JOB:
Looking through the listing, how many of its lines hold the word "index"? Answer with only the number.

[Records with interface code]

##############################

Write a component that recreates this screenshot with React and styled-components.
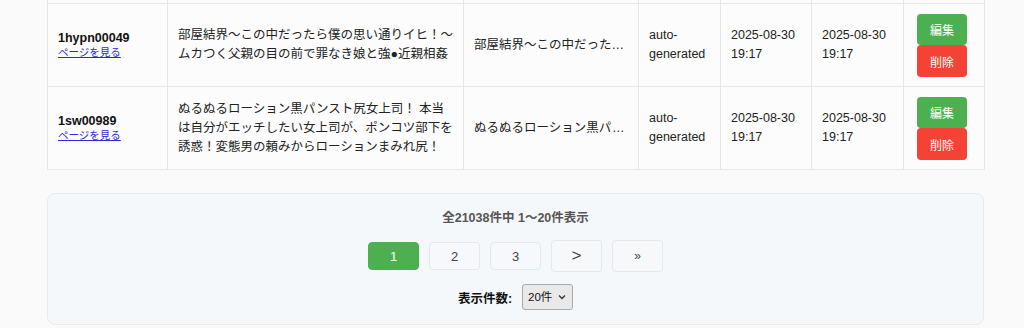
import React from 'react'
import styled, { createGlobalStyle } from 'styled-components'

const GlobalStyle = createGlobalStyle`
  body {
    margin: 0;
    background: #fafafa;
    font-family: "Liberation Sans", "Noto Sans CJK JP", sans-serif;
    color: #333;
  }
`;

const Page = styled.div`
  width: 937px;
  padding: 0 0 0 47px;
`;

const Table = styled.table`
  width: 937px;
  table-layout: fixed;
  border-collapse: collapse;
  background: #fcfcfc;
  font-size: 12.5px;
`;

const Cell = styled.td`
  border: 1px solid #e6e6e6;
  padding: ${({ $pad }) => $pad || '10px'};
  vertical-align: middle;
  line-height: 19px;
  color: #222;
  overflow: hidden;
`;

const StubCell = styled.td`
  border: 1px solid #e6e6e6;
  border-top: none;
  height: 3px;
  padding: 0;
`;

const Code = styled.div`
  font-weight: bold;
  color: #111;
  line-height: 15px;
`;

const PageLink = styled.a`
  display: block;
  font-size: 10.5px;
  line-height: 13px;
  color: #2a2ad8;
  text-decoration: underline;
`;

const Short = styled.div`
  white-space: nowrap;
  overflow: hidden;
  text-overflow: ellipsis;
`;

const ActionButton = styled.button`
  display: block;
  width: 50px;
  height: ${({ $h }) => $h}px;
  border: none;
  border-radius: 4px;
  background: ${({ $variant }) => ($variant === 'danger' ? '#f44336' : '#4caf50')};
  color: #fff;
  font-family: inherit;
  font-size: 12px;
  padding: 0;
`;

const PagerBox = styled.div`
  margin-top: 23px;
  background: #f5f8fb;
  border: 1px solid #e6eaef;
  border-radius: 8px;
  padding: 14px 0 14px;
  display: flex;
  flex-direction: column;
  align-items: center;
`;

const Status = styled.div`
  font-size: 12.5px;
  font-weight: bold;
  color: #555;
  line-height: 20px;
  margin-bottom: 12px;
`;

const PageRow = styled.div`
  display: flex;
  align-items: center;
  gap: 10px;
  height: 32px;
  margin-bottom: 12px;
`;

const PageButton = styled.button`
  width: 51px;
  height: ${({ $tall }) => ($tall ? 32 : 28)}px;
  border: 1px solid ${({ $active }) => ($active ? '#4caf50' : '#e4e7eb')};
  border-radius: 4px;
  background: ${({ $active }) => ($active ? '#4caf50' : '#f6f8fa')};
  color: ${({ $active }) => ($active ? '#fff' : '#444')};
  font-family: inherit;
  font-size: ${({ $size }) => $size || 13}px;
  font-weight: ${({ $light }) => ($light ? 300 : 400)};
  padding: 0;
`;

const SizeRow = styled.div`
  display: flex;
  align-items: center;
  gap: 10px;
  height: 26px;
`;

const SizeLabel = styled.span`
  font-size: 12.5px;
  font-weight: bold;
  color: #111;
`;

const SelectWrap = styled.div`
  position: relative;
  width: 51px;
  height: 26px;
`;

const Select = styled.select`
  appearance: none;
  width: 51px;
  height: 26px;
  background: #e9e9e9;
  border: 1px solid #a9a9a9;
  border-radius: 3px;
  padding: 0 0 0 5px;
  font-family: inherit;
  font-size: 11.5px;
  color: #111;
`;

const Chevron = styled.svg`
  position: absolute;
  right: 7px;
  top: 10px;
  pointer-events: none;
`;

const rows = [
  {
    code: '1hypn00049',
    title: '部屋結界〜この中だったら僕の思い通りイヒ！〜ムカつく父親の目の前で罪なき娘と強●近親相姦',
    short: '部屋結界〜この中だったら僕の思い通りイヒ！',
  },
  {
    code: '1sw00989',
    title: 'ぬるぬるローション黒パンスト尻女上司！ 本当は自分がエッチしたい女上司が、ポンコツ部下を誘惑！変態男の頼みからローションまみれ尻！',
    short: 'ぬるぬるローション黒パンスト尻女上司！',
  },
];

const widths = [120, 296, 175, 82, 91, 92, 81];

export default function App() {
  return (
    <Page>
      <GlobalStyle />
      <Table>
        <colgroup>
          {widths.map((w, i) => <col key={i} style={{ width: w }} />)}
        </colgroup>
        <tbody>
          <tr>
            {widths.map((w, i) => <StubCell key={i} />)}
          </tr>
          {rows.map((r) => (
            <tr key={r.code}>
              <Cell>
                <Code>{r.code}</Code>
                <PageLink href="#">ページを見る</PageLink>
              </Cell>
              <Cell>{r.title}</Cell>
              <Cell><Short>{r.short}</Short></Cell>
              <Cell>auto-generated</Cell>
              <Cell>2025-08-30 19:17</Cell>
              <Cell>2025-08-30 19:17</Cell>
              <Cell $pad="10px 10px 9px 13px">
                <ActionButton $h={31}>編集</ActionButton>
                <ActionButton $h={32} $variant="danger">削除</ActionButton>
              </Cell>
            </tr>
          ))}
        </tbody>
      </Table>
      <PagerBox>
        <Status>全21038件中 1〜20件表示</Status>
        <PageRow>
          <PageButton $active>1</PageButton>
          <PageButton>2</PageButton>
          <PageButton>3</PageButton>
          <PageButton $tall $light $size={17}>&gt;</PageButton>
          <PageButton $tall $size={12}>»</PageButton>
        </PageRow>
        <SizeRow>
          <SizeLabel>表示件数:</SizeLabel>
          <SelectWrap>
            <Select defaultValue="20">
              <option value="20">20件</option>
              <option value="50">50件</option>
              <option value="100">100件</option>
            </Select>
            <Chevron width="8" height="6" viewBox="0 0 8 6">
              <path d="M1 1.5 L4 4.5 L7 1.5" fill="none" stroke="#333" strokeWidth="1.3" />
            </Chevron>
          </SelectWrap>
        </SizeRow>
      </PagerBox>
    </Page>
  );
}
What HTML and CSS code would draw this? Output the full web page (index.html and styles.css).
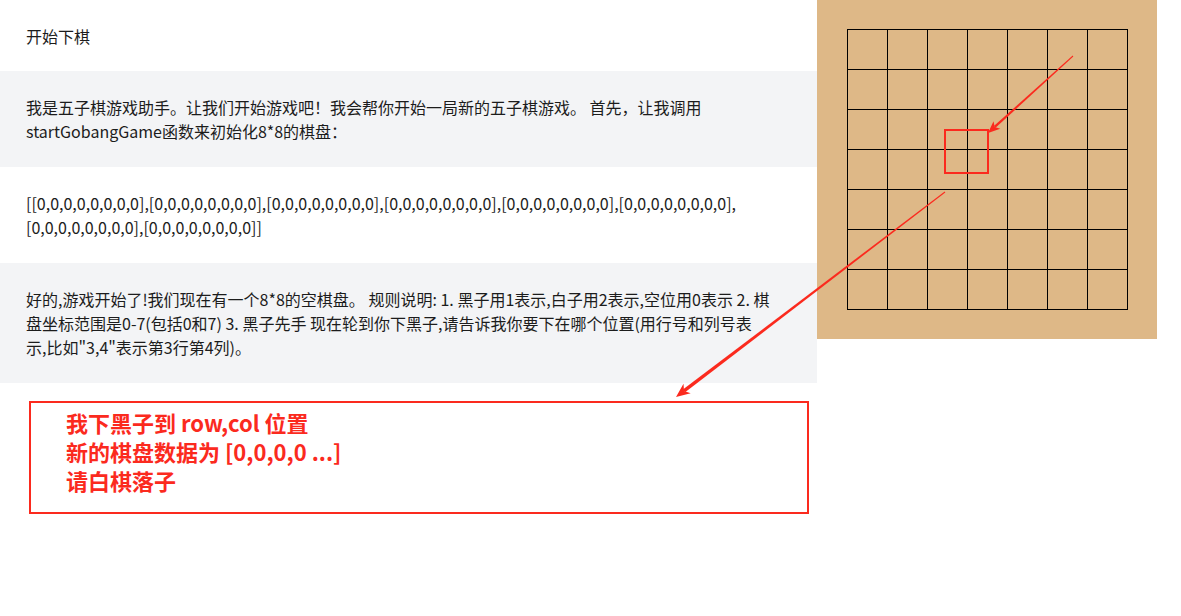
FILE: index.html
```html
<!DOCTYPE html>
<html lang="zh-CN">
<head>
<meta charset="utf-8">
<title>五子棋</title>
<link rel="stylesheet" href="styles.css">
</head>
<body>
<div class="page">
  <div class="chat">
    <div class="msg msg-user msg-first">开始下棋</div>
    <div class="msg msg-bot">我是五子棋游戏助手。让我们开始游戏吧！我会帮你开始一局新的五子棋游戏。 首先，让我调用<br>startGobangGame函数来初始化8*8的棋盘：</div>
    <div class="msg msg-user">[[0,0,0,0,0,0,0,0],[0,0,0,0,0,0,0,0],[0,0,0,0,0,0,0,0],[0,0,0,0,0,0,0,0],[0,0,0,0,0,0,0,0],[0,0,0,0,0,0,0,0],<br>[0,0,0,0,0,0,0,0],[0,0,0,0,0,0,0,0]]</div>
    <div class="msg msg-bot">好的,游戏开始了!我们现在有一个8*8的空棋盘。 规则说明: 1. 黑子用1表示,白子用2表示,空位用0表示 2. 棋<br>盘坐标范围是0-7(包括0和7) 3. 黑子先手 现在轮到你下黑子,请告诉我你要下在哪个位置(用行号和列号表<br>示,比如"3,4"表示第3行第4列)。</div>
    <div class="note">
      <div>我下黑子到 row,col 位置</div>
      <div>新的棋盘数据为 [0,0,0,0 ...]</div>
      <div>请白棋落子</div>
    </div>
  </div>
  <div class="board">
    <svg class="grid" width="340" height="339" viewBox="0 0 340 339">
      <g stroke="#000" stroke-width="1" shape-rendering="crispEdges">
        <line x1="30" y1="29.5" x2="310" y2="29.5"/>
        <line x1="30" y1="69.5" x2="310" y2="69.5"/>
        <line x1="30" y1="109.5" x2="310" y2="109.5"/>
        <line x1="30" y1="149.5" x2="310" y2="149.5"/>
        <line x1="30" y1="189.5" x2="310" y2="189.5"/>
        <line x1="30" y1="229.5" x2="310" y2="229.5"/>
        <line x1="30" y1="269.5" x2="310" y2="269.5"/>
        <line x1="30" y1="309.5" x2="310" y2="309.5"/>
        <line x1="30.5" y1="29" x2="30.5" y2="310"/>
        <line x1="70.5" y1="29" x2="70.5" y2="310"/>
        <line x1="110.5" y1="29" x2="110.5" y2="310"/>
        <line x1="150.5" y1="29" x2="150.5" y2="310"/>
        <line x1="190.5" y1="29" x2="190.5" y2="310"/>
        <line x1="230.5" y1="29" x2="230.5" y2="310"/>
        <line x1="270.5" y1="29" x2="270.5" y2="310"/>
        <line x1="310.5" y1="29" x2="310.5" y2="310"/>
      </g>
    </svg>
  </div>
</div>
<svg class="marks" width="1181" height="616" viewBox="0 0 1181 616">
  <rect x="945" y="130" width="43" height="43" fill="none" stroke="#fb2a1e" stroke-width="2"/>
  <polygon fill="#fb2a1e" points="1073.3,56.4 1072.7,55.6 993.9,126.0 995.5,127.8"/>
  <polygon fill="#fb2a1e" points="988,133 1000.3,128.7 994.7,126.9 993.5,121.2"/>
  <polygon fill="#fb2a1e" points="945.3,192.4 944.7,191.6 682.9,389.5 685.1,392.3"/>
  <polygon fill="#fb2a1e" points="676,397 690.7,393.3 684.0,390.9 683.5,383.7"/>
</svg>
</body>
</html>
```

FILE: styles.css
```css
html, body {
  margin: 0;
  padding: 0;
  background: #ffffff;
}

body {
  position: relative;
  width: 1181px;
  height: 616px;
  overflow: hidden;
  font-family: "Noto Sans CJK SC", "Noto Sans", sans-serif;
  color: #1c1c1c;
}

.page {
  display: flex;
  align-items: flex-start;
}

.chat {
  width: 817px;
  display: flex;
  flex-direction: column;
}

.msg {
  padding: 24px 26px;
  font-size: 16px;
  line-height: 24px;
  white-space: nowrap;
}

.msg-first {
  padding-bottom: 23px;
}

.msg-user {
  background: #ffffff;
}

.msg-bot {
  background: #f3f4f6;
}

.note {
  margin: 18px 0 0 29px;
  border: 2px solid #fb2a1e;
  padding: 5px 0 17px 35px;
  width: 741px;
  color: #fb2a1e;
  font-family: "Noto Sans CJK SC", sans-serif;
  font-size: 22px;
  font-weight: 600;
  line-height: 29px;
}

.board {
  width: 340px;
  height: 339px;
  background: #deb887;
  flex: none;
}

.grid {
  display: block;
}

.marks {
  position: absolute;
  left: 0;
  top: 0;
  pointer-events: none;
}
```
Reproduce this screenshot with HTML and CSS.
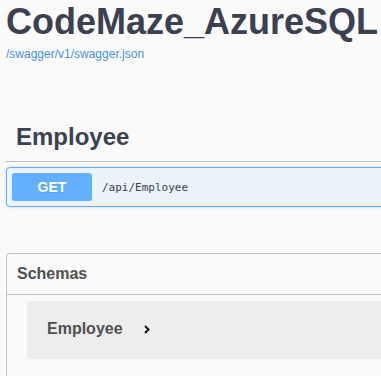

##############################

EXPECTED ANSWER:
2